The unprecedented outpouring of activism from students after the shooting at Marjorie Douglas Stoneman High School in Parkland, Fla., in February is the genesis for a bill introduced in the Legislature last week that would change the voting age in Michigan to 16. “We allow 16-year-olds to go off and get jobs and pay taxes, but we fail to allow them to exercise their voice come election time,” said Sen. David Knezek, D-Dearborn Heights. “Young people are setting aside their differences and identifying issues they think need to change. And they can do everything to get that change except vote.” The shooting at Parkland, which left 17 students and teachers dead, prompted multiple school walkouts and large demonstrations across the nation by students calling for more gun control.

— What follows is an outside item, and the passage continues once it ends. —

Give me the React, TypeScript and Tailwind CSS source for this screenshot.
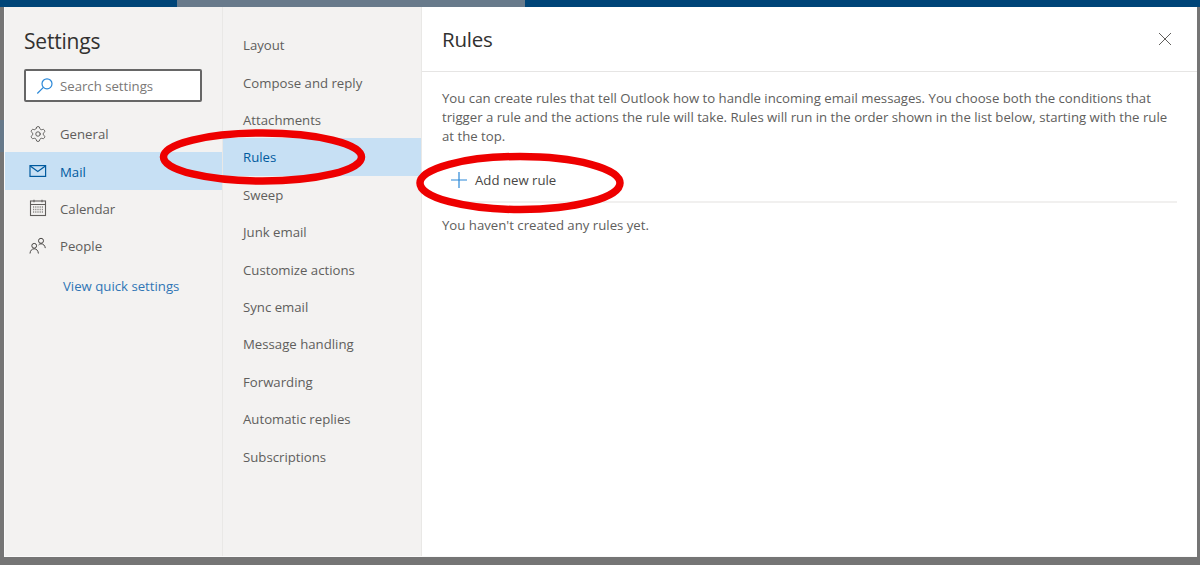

The bills, simultaneously introduced in both the House and Senate, also would require a change in the federal and state constitutions. To change the state constitution, it would require a supermajority in the House and the Senate, which is unlikely in the Republican-controlled Legislature, and a vote of the people. To change the U.S. Constitution, Congress would have to pass the change and send it back to the states for ratification. The last time the voting age was changed — from 21 to 18 — was 1971.
“People are trying to turn this into a partisan issue, but it’s a voting issue,” Knezek said. “It’s integral in ensuring our democracy can survive in the United States.”
The bill was one of dozens introduced by Democrats that are unlikely to get a hearing or vote in the GOP-controlled House and Senate, but will become talking points during the upcoming election season.